例えば、婚姻費用の支払いを受ける側の年収が200万円以下の場合には、住居費(住居関連費)が2万2247円であるため、その金額を婚姻費用から差し引きます。
そのため、婚姻費用の支払いを行っている人が住宅ローンの支払いを行っている住居に婚姻費用の支払いを受けている人が居住している場合には、婚姻費用が減額される可能性があります。
7章 婚姻費用の相談はリバティ・ベル法律事務所へ
婚姻費用について不安がある方は、ぜひ、リバティ・ベル法律事務所にご相談ください。
婚姻費用の請求の方法等について、予め弁護士に相談しておくと安心です。
特に婚姻費用分担調停を申し立てる場合には、別居と合わせて婚姻費用分担調停を申し立てられるように、予め弁護士に相談するようにしましょう。

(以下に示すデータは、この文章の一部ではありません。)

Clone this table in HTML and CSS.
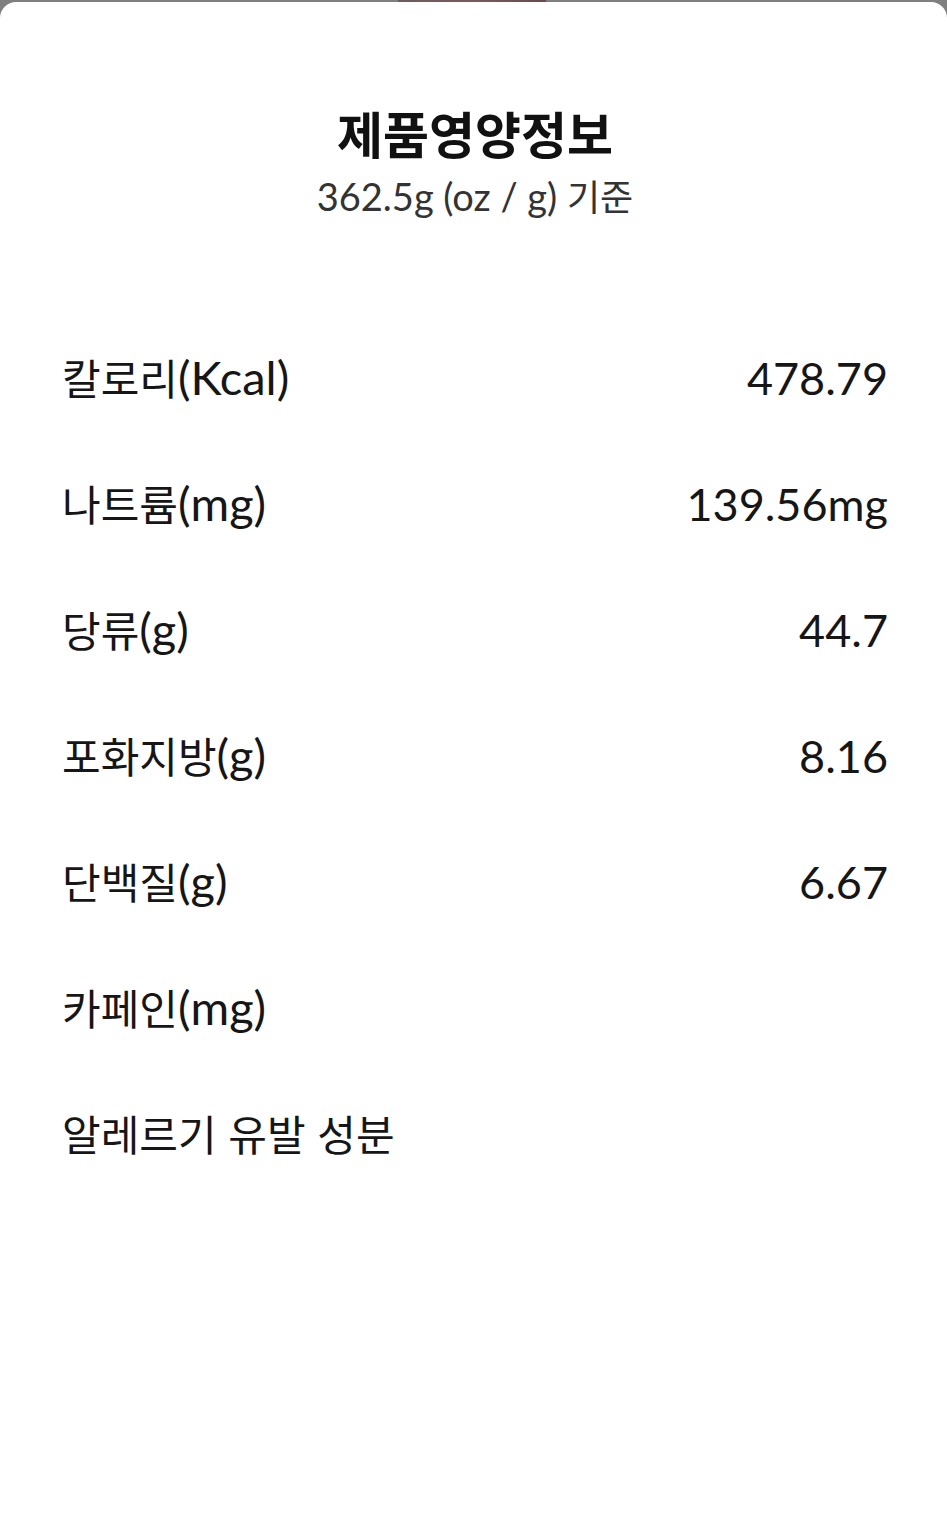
FILE: index.html
```html
<!DOCTYPE html>
<html lang="ko">
<head>
<meta charset="utf-8">
<link rel="stylesheet" href="styles.css">
</head>
<body>
<div class="backdrop"><div class="backdrop-patch"></div></div>
<main class="sheet">
  <header class="sheet-head">
    <h1 class="title">제품영양정보</h1>
    <p class="subtitle">362.5g (oz / g) <span class="ko">기준</span></p>
  </header>
  <ul class="rows">
    <li class="row"><span class="label"><span class="ko">칼로리</span>(Kcal)</span><span class="value">478.79</span></li>
    <li class="row"><span class="label"><span class="ko">나트륨</span>(mg)</span><span class="value">139.56mg</span></li>
    <li class="row"><span class="label"><span class="ko">당류</span>(g)</span><span class="value">44.7</span></li>
    <li class="row"><span class="label"><span class="ko">포화지방</span>(g)</span><span class="value">8.16</span></li>
    <li class="row"><span class="label"><span class="ko">단백질</span>(g)</span><span class="value">6.67</span></li>
    <li class="row"><span class="label"><span class="ko">카페인</span>(mg)</span><span class="value"></span></li>
    <li class="row"><span class="label"><span class="ko">알레르기 유발 성분</span></span><span class="value"></span></li>
  </ul>
</main>
</body>
</html>
```
FILE: styles.css
```css
html, body {
  margin: 0;
  padding: 0;
}
body {
  background: #7f7f7f;
  font-family: "Lato", "Noto Sans CJK KR", sans-serif;
  color: #111;
  overflow: hidden;
}
.backdrop {
  height: 2px;
  display: flex;
}
.backdrop-patch {
  margin-left: 398px;
  width: 148px;
  background: linear-gradient(90deg, #6e5c5e, #7a5a5e 50%, #6a4a50);
}
.sheet {
  background: #fff;
  border-radius: 16px 16px 0 0;
  height: 1536px;
  padding: 0 59px 0 62px;
  box-sizing: border-box;
}
.sheet-head {
  padding-top: 100px;
  text-align: center;
}
.title {
  margin: 0;
  font-family: "Noto Sans CJK KR", sans-serif;
  font-weight: 700;
  font-size: 50px;
  line-height: 60px;
  color: #111;
}
.subtitle {
  margin: 8px 0 0;
  font-size: 38px;
  line-height: 50px;
  color: #333;
}
.ko {
  font-family: "Noto Sans CJK KR", sans-serif;
}
.subtitle .ko {
  font-size: 36px;
}
.rows {
  list-style: none;
  margin: 0;
  padding: 126px 0 0;
}
.row {
  display: flex;
  justify-content: space-between;
  align-items: baseline;
  height: 126px;
  font-size: 45px;
  line-height: 60px;
  color: #161616;
}
.label {
  font-size: 47px;
}
.row .ko {
  font-size: 42px;
}
```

リバティ・ベル法律事務所では、離婚分野に注力しており、婚姻費用分担調停の進め方について内容について十分なノウハウを有しております。
初回相談は無料なので、お気軽にご相談ください。
8章 まとめ
以上のとおり、今回は、婚姻費用を請求するメリットや、婚姻費用の請求ができない可能性のあるケースについて説明したうえで、婚姻費用の請求方法や、金額の計算方法、申し立て時期に関する注意点について解説しました。
この記事の要点を簡単に整理すると以下のとおりです。
・婚姻費用を請求するメリットは以下のとおりです。
メリット1:生活を維持できる
メリット2:離婚交渉をしやすくなる
・婚姻費用の請求ができない可能性のあるケースは以下のとおりです。
ケース1:同居中のケース
ケース2:離婚後のケース
ケース3:夫よりも自分の収入の方が高額なケース
ケース4:自分の行為が原因で夫婦関係が悪化したケース
・婚姻費用の計算方法は以下のとおりです。
ステップ1:裁判所のHPで家族構成にあった婚姻費用算定表を確認する。
ステップ2:夫婦のそれぞれの収入を確認する。
ステップ3:夫婦のそれぞれの収入のマス目が交差する点が婚姻費用の目安です。
・婚姻費用の起算点は、婚姻費用の請求を行った時点となることに注意しましょう。別居を開始した場合にはできる限り早期に婚姻費用分担調停の申し立てを行い、婚姻費用を請求するようにしましょう。
この記事が婚姻費用について悩んでいる方の助けになれば幸いです。